Compliance with Laws
You understand that certain Products may be subject to export control laws or regulation. You hereby
agree that you shall comply with all applicable laws and regulations of the United States, the UK, the
European Union and of the Territory, relating to the export, export licenses or the control or regulation
of exportation or re-exportation of Products or technical data sold, transferred, distributed or supplied
to you. In addition, you agree that, without obtaining the necessary license or approval from the United States
government, the European Union and/or any other applicable countries, or check the recipient against all
officially posted restricted party lists, you shall not knowingly: (i) export, directly or indirectly, any
technical data or software acquired from Ruckus, or any direct product of that technical data, to any country
for which the United States government, UK Government, European Union and/or any other applicable countries or
any agency thereof at the time of export requires an export license or other governmental approval: or (ii)
disclose any technical data or software acquired from Ruckus to any national of any country for which the
United States government, European Union and/or any other applicable countries or any agency thereof requires
an export license or other governmental approval.
You must comply with all applicable import and customs laws, regulations and administrative determinations
of the importing country. You must comply with the security criteria of any supply chain security government
program of the importing country. For products to be delivered to and/or services to support delivery to
the U.S., you must comply with the security criteria of the U.S. Customs and Border Protection's
Customs-Trade Partnership against Terrorism (C-TPAT) Program. For products to be delivered to and/or services
to support delivery to the European Union (EU), you must comply with the security criteria of the EU's Authorized
Economic Operator (AEO) Program.
Governing Language and Law
Our resellers are all over the globe, but in order to administer this program we need a common set of rules.
Therefore, although we may provide translations in other languages, the English language version controls
and the agreement shall be governed by the laws of the State of California without regard to its conflict
of law principles. You must bring any action or proceeding arising out of or relating to this agreement in
the U.S. federal courts for the Northern District of California or in California state court in Santa Clara County,
California. You irrevocably submit to the jurisdiction of and venue in any such court for any action we bring,
although you agree that any judgment from any such court may be enforced in your local jurisdiction.

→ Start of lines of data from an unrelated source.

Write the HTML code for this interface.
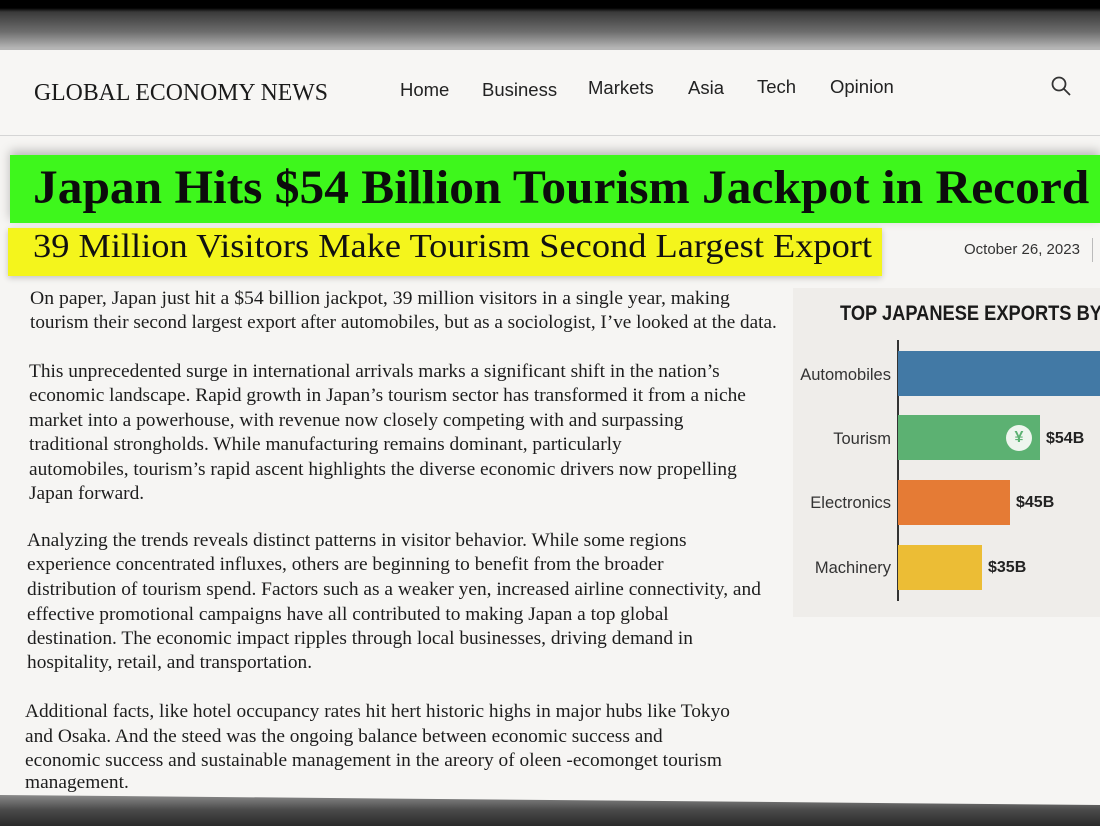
<!DOCTYPE html>
<html><head><meta charset="utf-8"><style>
*{margin:0;padding:0;box-sizing:border-box}
body{width:1100px;height:826px;overflow:hidden;position:relative;background:#f6f5f3;font-family:"Liberation Sans",sans-serif}
.a{position:absolute;white-space:nowrap}
.sx{transform-origin:0 0;display:inline-block}
.body{font-family:"Liberation Serif",serif;font-size:19px;color:#1d1d1d}
.body .a{transform:scaleX(1.02);transform-origin:0 0}
.nav{font-size:18.5px;color:#222}
.lbl{font-size:16.5px;color:#333;text-align:right;width:100px}
.val{font-size:16px;font-weight:bold;color:#222}
</style></head><body>
<div class="a" style="left:0;top:0;width:1100px;height:52px;background:linear-gradient(#000 0,#000 8px,#3a3a3a 12px,#6e6e6e 32px,#b5b5b5 48px)"></div>
<div class="a" style="left:0;top:50px;width:1100px;height:86px;background:#f7f6f4;border-bottom:1px solid #d5d5d5"></div>
<div class="a" style="left:34px;top:80px;font-family:'Liberation Serif',serif;font-size:24px;color:#1a1a1a"><span class="sx" style="transform:scaleX(0.99)">GLOBAL ECONOMY NEWS</span></div>
<div class="a nav" style="left:400px;top:79px">Home</div>
<div class="a nav" style="left:482px;top:79px">Business</div>
<div class="a nav" style="left:588px;top:77px">Markets</div>
<div class="a nav" style="left:688px;top:77px">Asia</div>
<div class="a nav" style="left:757px;top:76px">Tech</div>
<div class="a nav" style="left:830px;top:76px">Opinion</div>
<svg class="a" style="left:1050px;top:75px" width="24" height="24" viewBox="0 0 24 24"><circle cx="9" cy="9" r="6.5" fill="none" stroke="#333" stroke-width="1.8"/><path d="M14 14l6 6" stroke="#333" stroke-width="1.8"/></svg>
<div class="a" style="left:10px;top:155px;width:1090px;height:68px;background:#3ef71c;box-shadow:0 -4px 10px rgba(0,0,0,.25)"></div>
<div class="a" style="left:33px;top:160px;font-family:'Liberation Serif',serif;font-weight:bold;font-size:48px;color:#0c0c0c"><span class="sx" style="transform:scaleX(1.03)">Japan Hits $54 Billion Tourism Jackpot in Record</span></div>
<div class="a" style="left:8px;top:228px;width:874px;height:48px;background:#f4f51c;box-shadow:0 2px 6px rgba(0,0,0,.2)"></div>
<div class="a" style="left:33px;top:228px;font-family:'Liberation Serif',serif;font-size:34px;color:#111"><span class="sx" style="transform:scaleX(1.07)">39 Million Visitors Make Tourism Second Largest Export</span></div>
<div class="a" style="left:964px;top:241px;font-size:15px;color:#333">October 26, 2023</div>
<div class="a" style="left:1092px;top:238px;width:1px;height:24px;background:#bbb"></div>
<div class="body">
<div class="a" style="left:30px;top:288px;transform:scaleX(1.036)">On paper, Japan just hit a $54 billion jackpot, 39 million visitors in a single year, making</div>
<div class="a" style="left:30px;top:312px;transform:scaleX(1.01)">tourism their second largest export after automobiles, but as a sociologist, I’ve looked at the data.</div>
<div class="a" style="left:29px;top:361px">This unprecedented surge in international arrivals marks a significant shift in the nation’s</div>
<div class="a" style="left:29px;top:385px">economic landscape. Rapid growth in Japan’s tourism sector has transformed it from a niche</div>
<div class="a" style="left:29px;top:410px">market into a powerhouse, with revenue now closely competing with and surpassing</div>
<div class="a" style="left:29px;top:434px">traditional strongholds. While manufacturing remains dominant, particularly</div>
<div class="a" style="left:29px;top:459px">automobiles, tourism’s rapid ascent highlights the diverse economic drivers now propelling</div>
<div class="a" style="left:29px;top:483px">Japan forward.</div>
<div class="a" style="left:27px;top:530px">Analyzing the trends reveals distinct patterns in visitor behavior. While some regions</div>
<div class="a" style="left:27px;top:554px">experience concentrated influxes, others are beginning to benefit from the broader</div>
<div class="a" style="left:27px;top:579px">distribution of tourism spend. Factors such as a weaker yen, increased airline connectivity, and</div>
<div class="a" style="left:27px;top:604px">effective promotional campaigns have all contributed to making Japan a top global</div>
<div class="a" style="left:27px;top:628px">destination. The economic impact ripples through local businesses, driving demand in</div>
<div class="a" style="left:27px;top:652px">hospitality, retail, and transportation.</div>
<div class="a" style="left:25px;top:701px">Additional facts, like hotel occupancy rates hit hert historic highs in major hubs like Tokyo</div>
<div class="a" style="left:25px;top:726px">and Osaka. And the steed was the ongoing balance between economic success and</div>
<div class="a" style="left:25px;top:750px">economic success and sustainable management in the areory of oleen -ecomonget tourism</div>
<div class="a" style="left:25px;top:772px">management.</div>
</div>
<div class="a" style="left:793px;top:288px;width:307px;height:329px;background:#efedea"></div>
<div class="a" style="left:840px;top:302px;font-size:21px;font-weight:bold;color:#1a1a1a"><span class="sx" style="transform:scaleX(0.87)">TOP JAPANESE EXPORTS BY</span></div>
<div class="a" style="left:897px;top:340px;width:1.5px;height:261px;background:#333"></div>
<div class="a" style="left:898px;top:351px;width:202px;height:45px;background:#4279a5"></div>
<div class="a" style="left:898px;top:415px;width:142px;height:45px;background:#5cb172"></div>
<div class="a" style="left:898px;top:480px;width:112px;height:45px;background:#e57b35"></div>
<div class="a" style="left:898px;top:545px;width:84px;height:45px;background:#ecbd35"></div>
<div class="a" style="left:1006px;top:425px;width:26px;height:26px;border-radius:50%;background:#eef5ee;color:#5cb172;font-weight:bold;font-size:16px;text-align:center;line-height:26px">¥</div>
<div class="a lbl" style="left:791px;top:366px">Automobiles</div>
<div class="a lbl" style="left:791px;top:430px">Tourism</div>
<div class="a lbl" style="left:791px;top:494px">Electronics</div>
<div class="a lbl" style="left:791px;top:559px">Machinery</div>
<div class="a val" style="left:1046px;top:430px">$54B</div>
<div class="a val" style="left:1016px;top:494px">$45B</div>
<div class="a val" style="left:988px;top:559px">$35B</div>
<div class="a" style="left:0;top:795px;width:1100px;height:31px;background:linear-gradient(#8a8a8a,#4a4a4a 15px,#2a2a2a);clip-path:polygon(0 0,1100px 10px,1100px 31px,0 31px)"></div>
</body></html>
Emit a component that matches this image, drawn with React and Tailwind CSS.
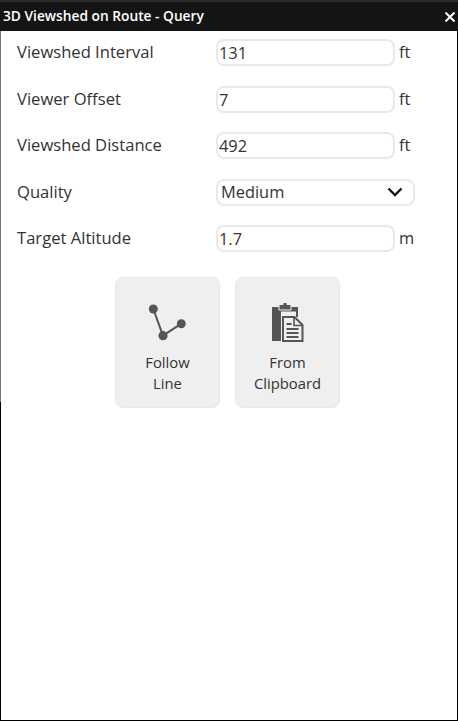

The United Nations Convention on Contracts for the International Sale of Goods shall not apply to this agreement.
Both parties are independent contractors. In no event shall you be deemed an agent or representative of
Ruckus and you shall not hold yourself out as such. You have no authority to make any commitment or agreement
on our behalf. If we reasonably believe that any representation made by you, or any business practice of yours,
is misleading or deceptive, you will promptly address it following notice from us. Each party will be solely
responsible for its own costs and expenses related to the program.
You may not assign or transfer, by operation of law or otherwise, this agreement to any third party, and any
attempt to do so shall be void and of no effect. This agreement and the other terms referenced in this agreement,
as well as any non-disclosure agreement between you and us, represent the entire agreement between you and us
regarding the program and supersede all previous oral or written communications between you and us regarding
this subject matter. This agreement may not be modified except in a writing signed by an authorized representative
of each party.
Limitation of Liability
YOU UNDERSTAND AND EXPRESSLY AGREE THAT YOU ARE NOT PURCHASING PRODUCTS FROM US UNDER THIS AGREEMENT.
THEREFORE, WE ARE NOT LIABLE TO YOU FOR CLAIMS ARISING OUT OF OR RELATED TO THIS AGREEMENT REGARDING PRODUCTS,
INCLUDING FOR WARRANTY, PRODUCT LIABILITY OR INTELLECTUAL PROPERTY INFRINGEMENT RELATED TO YOUR MARKETING,
SALE OR USE OF PRODUCTS. UNDER NO CIRCUMSTANCES WILL EITHER PARTY BE LIABLE TO THE OTHER PARTY ARISING OUT OF
THIS AGREEMENT FOR ANY RE-PROCUREMENT COSTS, LOST REVENUE OR PROFITS OR FOR ANY OTHER SPECIAL, INCIDENTAL OR
CONSEQUENTIAL DAMAGES, EVEN IF THE PARTIES HAVE BEEN INFORMED OF THE POTENTIAL OF SUCH LOSS OR DAMAGE. THE TERMS
OF THIS PARAGRAPH DO NOT APPLY TO YOUR OBLIGATIONS REGARDING THE MARKS, CONFIDENTIALITY, INDEMNITY AND
COMPLIANCE WITH LAWS.
You shall indemnify and hold harmless Ruckus, its officers, directors, employees, successors and assigns,
at your sole expense, from and against losses, damages, claims, demands, suits, and liabilities including
court costs and reasonable attorneys’ fees that arise out of or result from: (i) injuries or death to persons
or damage to property caused by your acts or omissions, or those of persons furnished by you, or in any way
arising out of your performance or failure of performance of your obligations under this agreement;
(ii) any improper or unauthorized use of the Mark(s) by you; (iii) any breach, failure to perform, or other
violation by you of any provision of this agreement or any negligent or willful act or omission by you;
(iv) assertions made by persons furnished by you under Workers’ Compensation or similar acts;
(v) your export or re-export activities in relation to any Product(s), technical information, and/or intellectual
property provided under this agreement; or (vi) claims from your customer(s) for warranty service, breach of
warranty, and representations made by you that are inconsistent with the applicable warranty issued by Ruckus
or that purport to grant any warranty or other rights greater than such Ruckus warranty; or (vii) otherwise
arising out of your transactions or other dealings with customer(s). At our request, you agree to defend us
against any such claims, demands, or suits at your expense, but we in such event shall have the right to be
represented in such action at our expense with advisory counsel of our choice. We agree to notify you in writing
within a reasonable time of any written claims or demands against us for which you are responsible under this
section and agree to cooperate, at your expense, with you in connection with the defense of such action.